*** INFORMATION SHOWN
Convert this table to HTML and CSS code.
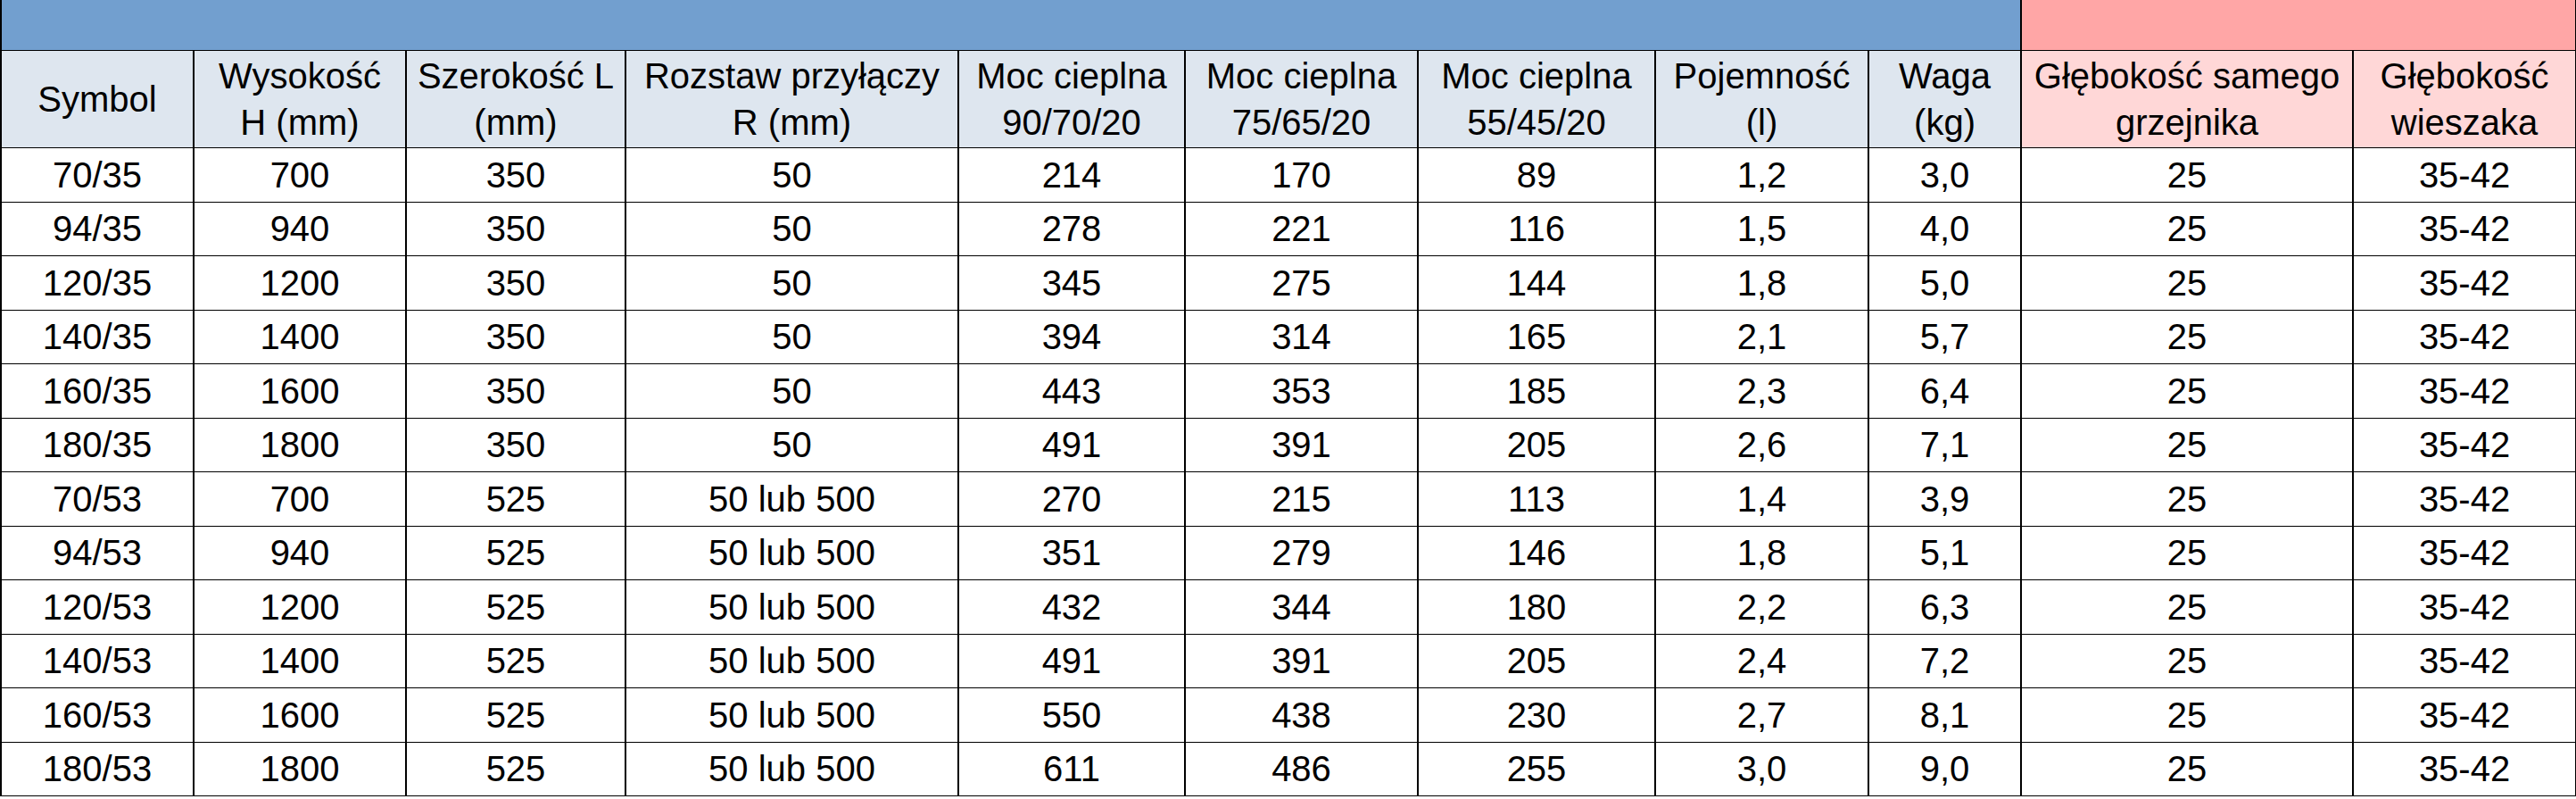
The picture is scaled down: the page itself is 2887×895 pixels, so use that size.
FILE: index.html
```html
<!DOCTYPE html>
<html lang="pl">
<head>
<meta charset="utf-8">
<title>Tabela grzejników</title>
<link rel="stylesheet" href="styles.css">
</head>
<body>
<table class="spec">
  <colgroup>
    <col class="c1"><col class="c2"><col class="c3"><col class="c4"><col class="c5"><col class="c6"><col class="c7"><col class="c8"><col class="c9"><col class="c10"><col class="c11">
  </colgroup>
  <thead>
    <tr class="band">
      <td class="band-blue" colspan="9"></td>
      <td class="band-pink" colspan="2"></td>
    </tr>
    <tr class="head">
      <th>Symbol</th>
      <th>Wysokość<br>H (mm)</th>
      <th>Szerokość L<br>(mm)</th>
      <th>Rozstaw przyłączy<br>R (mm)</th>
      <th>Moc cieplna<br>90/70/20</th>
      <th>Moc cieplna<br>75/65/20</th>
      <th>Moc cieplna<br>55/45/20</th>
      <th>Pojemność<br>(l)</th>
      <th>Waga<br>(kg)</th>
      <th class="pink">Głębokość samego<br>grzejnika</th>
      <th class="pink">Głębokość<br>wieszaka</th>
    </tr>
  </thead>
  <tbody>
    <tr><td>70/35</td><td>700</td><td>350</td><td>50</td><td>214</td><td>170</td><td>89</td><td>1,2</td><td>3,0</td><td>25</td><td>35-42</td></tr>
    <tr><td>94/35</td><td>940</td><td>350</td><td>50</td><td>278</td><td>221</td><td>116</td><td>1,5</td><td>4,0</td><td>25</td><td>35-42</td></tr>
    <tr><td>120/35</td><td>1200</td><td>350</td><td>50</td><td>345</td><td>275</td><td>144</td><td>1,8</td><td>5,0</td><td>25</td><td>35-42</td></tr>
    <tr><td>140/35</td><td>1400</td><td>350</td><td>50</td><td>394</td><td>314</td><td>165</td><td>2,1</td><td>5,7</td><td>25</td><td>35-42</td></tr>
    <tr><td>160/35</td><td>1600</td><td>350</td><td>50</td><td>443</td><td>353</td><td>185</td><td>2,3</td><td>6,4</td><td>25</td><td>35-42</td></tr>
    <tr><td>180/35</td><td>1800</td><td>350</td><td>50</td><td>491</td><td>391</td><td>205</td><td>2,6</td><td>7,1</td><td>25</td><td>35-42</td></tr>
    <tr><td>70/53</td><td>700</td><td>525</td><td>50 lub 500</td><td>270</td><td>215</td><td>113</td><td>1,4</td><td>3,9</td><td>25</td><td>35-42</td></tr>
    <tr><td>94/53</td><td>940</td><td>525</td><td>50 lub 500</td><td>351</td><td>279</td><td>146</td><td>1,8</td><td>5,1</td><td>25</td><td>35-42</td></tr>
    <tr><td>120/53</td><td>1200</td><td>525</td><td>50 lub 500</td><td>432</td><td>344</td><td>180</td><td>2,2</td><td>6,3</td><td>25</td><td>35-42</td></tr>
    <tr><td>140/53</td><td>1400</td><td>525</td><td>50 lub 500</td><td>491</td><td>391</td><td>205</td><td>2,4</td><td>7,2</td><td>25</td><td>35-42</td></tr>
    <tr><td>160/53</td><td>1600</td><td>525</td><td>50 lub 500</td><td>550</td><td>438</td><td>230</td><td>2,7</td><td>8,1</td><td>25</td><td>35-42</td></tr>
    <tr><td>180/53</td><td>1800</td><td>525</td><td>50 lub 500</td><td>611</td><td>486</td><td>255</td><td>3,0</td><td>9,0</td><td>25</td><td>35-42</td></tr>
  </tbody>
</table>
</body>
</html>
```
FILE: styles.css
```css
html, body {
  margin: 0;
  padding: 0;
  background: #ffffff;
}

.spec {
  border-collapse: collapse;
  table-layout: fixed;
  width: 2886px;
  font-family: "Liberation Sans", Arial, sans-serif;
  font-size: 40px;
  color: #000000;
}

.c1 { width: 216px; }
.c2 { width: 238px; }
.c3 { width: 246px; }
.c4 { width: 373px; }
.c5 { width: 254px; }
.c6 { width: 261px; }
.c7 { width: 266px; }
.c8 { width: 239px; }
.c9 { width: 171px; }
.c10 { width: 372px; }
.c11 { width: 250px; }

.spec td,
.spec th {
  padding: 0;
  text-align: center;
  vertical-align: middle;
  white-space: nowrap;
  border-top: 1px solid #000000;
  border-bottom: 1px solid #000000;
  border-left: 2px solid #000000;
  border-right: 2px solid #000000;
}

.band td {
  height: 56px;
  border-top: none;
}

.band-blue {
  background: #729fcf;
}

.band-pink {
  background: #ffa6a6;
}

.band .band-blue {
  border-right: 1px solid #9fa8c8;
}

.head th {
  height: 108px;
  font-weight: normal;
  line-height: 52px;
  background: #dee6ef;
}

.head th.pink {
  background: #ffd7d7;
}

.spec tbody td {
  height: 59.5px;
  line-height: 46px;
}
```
******
STATED EXERCISE :: Make an exact copy of all the material, but keep the pictures out of it.

THE OUTPUT ::
Convert this table to HTML and CSS code.
The picture is scaled down: the page itself is 2887×895 pixels, so use that size.
FILE: index.html
```html
<!DOCTYPE html>
<html lang="pl">
<head>
<meta charset="utf-8">
<title>Tabela grzejników</title>
<link rel="stylesheet" href="styles.css">
</head>
<body>
<table class="spec">
  <colgroup>
    <col class="c1"><col class="c2"><col class="c3"><col class="c4"><col class="c5"><col class="c6"><col class="c7"><col class="c8"><col class="c9"><col class="c10"><col class="c11">
  </colgroup>
  <thead>
    <tr class="band">
      <td class="band-blue" colspan="9"></td>
      <td class="band-pink" colspan="2"></td>
    </tr>
    <tr class="head">
      <th>Symbol</th>
      <th>Wysokość<br>H (mm)</th>
      <th>Szerokość L<br>(mm)</th>
      <th>Rozstaw przyłączy<br>R (mm)</th>
      <th>Moc cieplna<br>90/70/20</th>
      <th>Moc cieplna<br>75/65/20</th>
      <th>Moc cieplna<br>55/45/20</th>
      <th>Pojemność<br>(l)</th>
      <th>Waga<br>(kg)</th>
      <th class="pink">Głębokość samego<br>grzejnika</th>
      <th class="pink">Głębokość<br>wieszaka</th>
    </tr>
  </thead>
  <tbody>
    <tr><td>70/35</td><td>700</td><td>350</td><td>50</td><td>214</td><td>170</td><td>89</td><td>1,2</td><td>3,0</td><td>25</td><td>35-42</td></tr>
    <tr><td>94/35</td><td>940</td><td>350</td><td>50</td><td>278</td><td>221</td><td>116</td><td>1,5</td><td>4,0</td><td>25</td><td>35-42</td></tr>
    <tr><td>120/35</td><td>1200</td><td>350</td><td>50</td><td>345</td><td>275</td><td>144</td><td>1,8</td><td>5,0</td><td>25</td><td>35-42</td></tr>
    <tr><td>140/35</td><td>1400</td><td>350</td><td>50</td><td>394</td><td>314</td><td>165</td><td>2,1</td><td>5,7</td><td>25</td><td>35-42</td></tr>
    <tr><td>160/35</td><td>1600</td><td>350</td><td>50</td><td>443</td><td>353</td><td>185</td><td>2,3</td><td>6,4</td><td>25</td><td>35-42</td></tr>
    <tr><td>180/35</td><td>1800</td><td>350</td><td>50</td><td>491</td><td>391</td><td>205</td><td>2,6</td><td>7,1</td><td>25</td><td>35-42</td></tr>
    <tr><td>70/53</td><td>700</td><td>525</td><td>50 lub 500</td><td>270</td><td>215</td><td>113</td><td>1,4</td><td>3,9</td><td>25</td><td>35-42</td></tr>
    <tr><td>94/53</td><td>940</td><td>525</td><td>50 lub 500</td><td>351</td><td>279</td><td>146</td><td>1,8</td><td>5,1</td><td>25</td><td>35-42</td></tr>
    <tr><td>120/53</td><td>1200</td><td>525</td><td>50 lub 500</td><td>432</td><td>344</td><td>180</td><td>2,2</td><td>6,3</td><td>25</td><td>35-42</td></tr>
    <tr><td>140/53</td><td>1400</td><td>525</td><td>50 lub 500</td><td>491</td><td>391</td><td>205</td><td>2,4</td><td>7,2</td><td>25</td><td>35-42</td></tr>
    <tr><td>160/53</td><td>1600</td><td>525</td><td>50 lub 500</td><td>550</td><td>438</td><td>230</td><td>2,7</td><td>8,1</td><td>25</td><td>35-42</td></tr>
    <tr><td>180/53</td><td>1800</td><td>525</td><td>50 lub 500</td><td>611</td><td>486</td><td>255</td><td>3,0</td><td>9,0</td><td>25</td><td>35-42</td></tr>
  </tbody>
</table>
</body>
</html>
```
FILE: styles.css
```css
html, body {
  margin: 0;
  padding: 0;
  background: #ffffff;
}

.spec {
  border-collapse: collapse;
  table-layout: fixed;
  width: 2886px;
  font-family: "Liberation Sans", Arial, sans-serif;
  font-size: 40px;
  color: #000000;
}

.c1 { width: 216px; }
.c2 { width: 238px; }
.c3 { width: 246px; }
.c4 { width: 373px; }
.c5 { width: 254px; }
.c6 { width: 261px; }
.c7 { width: 266px; }
.c8 { width: 239px; }
.c9 { width: 171px; }
.c10 { width: 372px; }
.c11 { width: 250px; }

.spec td,
.spec th {
  padding: 0;
  text-align: center;
  vertical-align: middle;
  white-space: nowrap;
  border-top: 1px solid #000000;
  border-bottom: 1px solid #000000;
  border-left: 2px solid #000000;
  border-right: 2px solid #000000;
}

.band td {
  height: 56px;
  border-top: none;
}

.band-blue {
  background: #729fcf;
}

.band-pink {
  background: #ffa6a6;
}

.band .band-blue {
  border-right: 1px solid #9fa8c8;
}

.head th {
  height: 108px;
  font-weight: normal;
  line-height: 52px;
  background: #dee6ef;
}

.head th.pink {
  background: #ffd7d7;
}

.spec tbody td {
  height: 59.5px;
  line-height: 46px;
}
```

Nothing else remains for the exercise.